Seven episodes in, The Book of Boba Fett reveals its true purpose. We watch as the Mandalorian tracks down his old ward, Grogu, who's learning to be a jedi from none other than Luke Skywalker himself, gloriously reconstructed using a voodoo mixture of CGI and flesh and blood. Luke looks great; Mark Hamill's digitally de-aged voice sounds unnatural and a little too robotic. Luke eventually offers Grogu a choice: either take Djarin's shirt of mithril chainmail, or chose Yoda's tiny lightsaber. Finally, in the last five minutes of his own show, Boba shows up in a round table meeting as he prepares his gangsta family to take down the Pike Syndicate. Boba doesn't even show up in the previous episode, which also stars the Mandalorian. Why is Fett a side character in his own show? Well, the answer is that Star Wars shows now function to launch other shows involving Star Wars characters, none of which will ever be free of the burden of epic heroism. Even age and his character's death in The Last Jedi can't keep Mark Hamill's Luke out of Star Wars. Although I doubt that we get a Disney Plus series involving the adventures of Uncanny Luke and Baby Yoda, an Asoka Tano show is apparently in the works (she also shows up in episode seven of The Book of Boba Fett). So the reason Boba has his own show even though he's largely rendered superfluous by the Mandalorian, is that Star Wars characters never die, even when they should. Boba was a guy in cool armor who disintegrated people and was chummy with Darth Vader; the Mandalorian took his concept (cool armor, bounty hunter) and developed a character and culture to fill in the void. I guess that's why Boba is such a softie now. Instead of a ruthless bounty hunter, he spares nearly everyone who tries to kill him in an attempt to be a kinder, gentler crime boss as opposed to Jabba's grotesqueness. It's all vaguely entertaining, but I'm afraid Star Wars shows will never again be as focused as that first season of the Mandalorian, which told a self-contained story without Luke Skywalker or Bo-Katan appearing to excite the fanboys. 
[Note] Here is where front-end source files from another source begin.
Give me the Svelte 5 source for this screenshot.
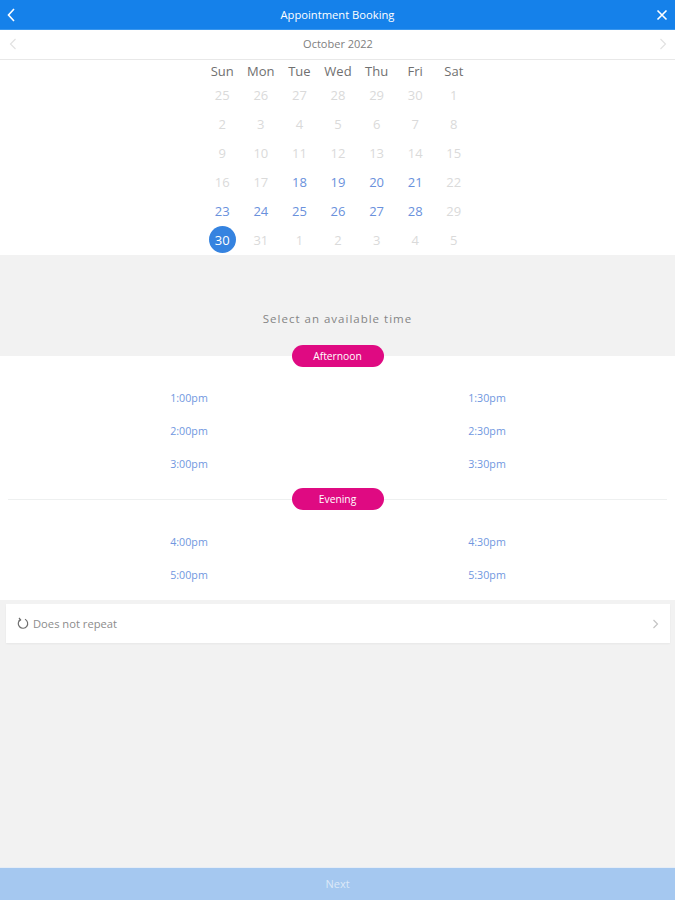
<script lang="ts">
    const weekdays = ['Sun', 'Mon', 'Tue', 'Wed', 'Thu', 'Fri', 'Sat'];

    const days = [
        25, 26, 27, 28, 29, 30, 1,
        2, 3, 4, 5, 6, 7, 8,
        9, 10, 11, 12, 13, 14, 15,
        16, 17, 18, 19, 20, 21, 22,
        23, 24, 25, 26, 27, 28, 29,
        30, 31, 1, 2, 3, 4, 5
    ];

    // indexes into days, the rest of the month is not bookable
    const firstOpen = 23;
    const lastOpen = 33;
    const selected = 35;

    const groups = [
        { name: 'Afternoon', slots: ['1:00pm', '1:30pm', '2:00pm', '2:30pm', '3:00pm', '3:30pm'] },
        { name: 'Evening', slots: ['4:00pm', '4:30pm', '5:00pm', '5:30pm'] }
    ];

    const dayClass = (index: number) => {
        if (index === selected) return 'day selected';
        if (index >= firstOpen && index <= lastOpen && index !== 27) return 'day open';
        return 'day';
    };
</script>

<div class="page">
    <header class="topbar">
        <svg class="top-icon back" width="10" height="16" viewBox="0 0 10 16" aria-hidden="true">
            <path d="M8 2 L2.5 8 L8 14" />
        </svg>
        <span class="title">Appointment Booking</span>
        <svg class="top-icon" width="12" height="12" viewBox="0 0 12 12" aria-hidden="true">
            <path d="M1.5 1.5 L10.5 10.5 M10.5 1.5 L1.5 10.5" />
        </svg>
    </header>

    <div class="month-bar">
        <svg class="month-icon" width="8" height="12" viewBox="0 0 8 12" aria-hidden="true">
            <path d="M6.5 1 L1.5 6 L6.5 11" />
        </svg>
        <span class="month-label">October 2022</span>
        <svg class="month-icon" width="8" height="12" viewBox="0 0 8 12" aria-hidden="true">
            <path d="M1.5 1 L6.5 6 L1.5 11" />
        </svg>
    </div>

    <section class="calendar">
        <div class="week-head">
            {#each weekdays as weekday}
                <span>{weekday}</span>
            {/each}
        </div>
        <div class="days">
            {#each days as day, index}
                <span class={dayClass(index)}><span>{day}</span></span>
            {/each}
        </div>
    </section>

    <div class="prompt">Select an available time</div>

    <section class="times">
        {#each groups as group, groupIndex}
            <div class="group" class:later={groupIndex > 0}>
                <div class="pill-row">
                    <span class="pill">{group.name}</span>
                </div>
                <div class="slots">
                    {#each group.slots as slot}
                        <span class="slot">{slot}</span>
                    {/each}
                </div>
            </div>
        {/each}
    </section>

    <div class="repeat">
        <svg width="12" height="13" viewBox="0 0 12 13" aria-hidden="true">
            <path d="M3.4 2.6 A4.7 4.7 0 1 0 8 2.3" />
            <path d="M2 1 L3.6 2.8 L1.8 4.2" />
        </svg>
        <span class="repeat-label">Does not repeat</span>
        <svg class="repeat-arrow" width="7" height="10" viewBox="0 0 7 10" aria-hidden="true">
            <path d="M1.5 1 L5.5 5 L1.5 9" />
        </svg>
    </div>

    <div class="spacer"></div>

    <footer class="next">Next</footer>
</div>

<style>
    :global(body) {
        margin: 0;
    }

    .page {
        display: flex;
        flex-direction: column;
        height: 900px;
        overflow: hidden;
        font-family: 'Open Sans', sans-serif;
        background: #f2f2f2;
    }

    .topbar {
        display: flex;
        align-items: center;
        justify-content: space-between;
        box-sizing: border-box;
        height: 30px;
        padding: 0 7px 0 6px;
        background: #1581ea;
        border-bottom: 1px solid #3a97ee;
    }

    .top-icon path {
        fill: none;
        stroke: #fff;
        stroke-width: 1.6;
    }

    .top-icon.back {
        margin-right: 3px;
    }

    .title {
        color: #fff;
        font-size: 11.2px;
        font-weight: 500;
    }

    .month-bar {
        display: flex;
        align-items: center;
        justify-content: space-between;
        box-sizing: border-box;
        height: 30px;
        padding: 0 8px 2px 9px;
        color: #808080;
        font-size: 11px;
        background: #fff;
        border-bottom: 1px solid #e8e8e8;
    }

    .month-icon path {
        fill: none;
        stroke: #e2e2e2;
        stroke-width: 1.2;
    }

    .calendar {
        box-sizing: border-box;
        height: 195px;
        padding-left: 1px;
        background: #fff;
    }

    .week-head,
    .days {
        display: grid;
        grid-template-columns: repeat(7, 38.6px);
        justify-content: center;
        justify-items: center;
    }

    .week-head {
        align-items: center;
        box-sizing: border-box;
        height: 20px;
        padding-top: 1px;
        color: #707070;
        font-size: 13px;
    }

    .days {
        grid-auto-rows: 29px;
        color: #dadada;
        font-size: 13px;
    }

    .day {
        display: flex;
        align-items: center;
        justify-content: center;
    }

    .day.open {
        color: #6a91dc;
    }

    .day.selected span {
        display: flex;
        align-items: center;
        justify-content: center;
        width: 27px;
        height: 27px;
        border-radius: 50%;
        color: #fff;
        background: #3583e0;
    }

    .prompt {
        box-sizing: border-box;
        height: 101px;
        padding-top: 56px;
        color: #858585;
        font-size: 11.5px;
        letter-spacing: 1px;
        text-align: center;
    }

    .times {
        box-sizing: border-box;
        height: 244px;
        background: #fff;
    }

    .group {
        position: relative;
    }

    .group.later {
        margin: 0 8px;
        border-top: 1px solid #eef0f0;
    }

    .pill-row {
        display: flex;
        justify-content: center;
        height: 11px;
    }

    .pill {
        position: absolute;
        top: -11px;
        box-sizing: border-box;
        width: 92px;
        height: 22px;
        border-radius: 11px;
        color: #fff;
        font-size: 10.3px;
        font-weight: 500;
        line-height: 22px;
        text-align: center;
        background: #df0a82;
    }

    .group.later .pill {
        top: -12px;
    }

    .slots {
        display: grid;
        grid-template-columns: 298px 298px;
        grid-auto-rows: 33px;
        justify-content: center;
        justify-items: center;
        align-items: center;
        padding-top: 14px;
        padding-left: 1px;
        color: #7097e0;
        font-size: 10.7px;
    }

    .group:not(.later) .slots {
        padding-bottom: 19px;
    }

    .repeat {
        display: flex;
        align-items: center;
        gap: 4px;
        box-sizing: border-box;
        height: 39px;
        margin: 4px 5px 0 6px;
        padding: 0 11px;
        color: #8c8c8c;
        font-size: 11.2px;
        background: #fff;
        box-shadow: 0 1px 2px rgba(0, 0, 0, 0.05);
    }

    .repeat svg path {
        fill: none;
        stroke: #6e6e6e;
        stroke-width: 1.2;
    }

    .repeat .repeat-arrow {
        margin-left: auto;
    }

    .repeat .repeat-arrow path {
        stroke: #c4c4c4;
    }

    .spacer {
        flex: 1;
    }

    .next {
        box-sizing: border-box;
        height: 33px;
        padding-top: 6px;
        color: #dce8f8;
        font-size: 11px;
        font-weight: 500;
        line-height: 20px;
        text-align: center;
        background: #a5c8f0;
        border-top: 1px solid #e6edf6;
    }
</style>
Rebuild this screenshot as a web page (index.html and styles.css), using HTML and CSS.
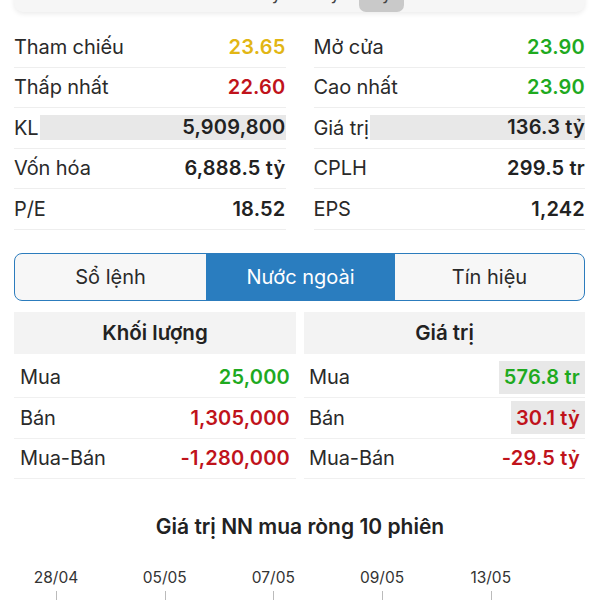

I feel as though Star Wars is a fiction weighed down by its backstory and its continuous desire to connect everyone in its universe to its central characters. Maybe that's why Visions, a series of non-canonical animated shorts developed by famous anime studios in Japan, is the freshest Star Wars I've seen in years. Visions takes the lore and has fun with it; we get two rival siblings battling in space atop a monstrous star destroyer; a sith ronin who eliminates other sith; and a robot who dreams of becoming a jedi. I've always thought Star Wars would be served better by taking a Final Fantasy approach to its material. Make everything sort of feel like it's in the same universe (weird droids, Western tropes, lightsabers, empires and rebels), but don't feel compelled to actually connect every single piece of fiction. If Disney had chosen this path, they wouldn't feel compelled to computer animate Mark Hamill's face over a younger actor's, or bring Boba Fett back from the dead, when the poor old guy should've stayed in that sarlacc pit.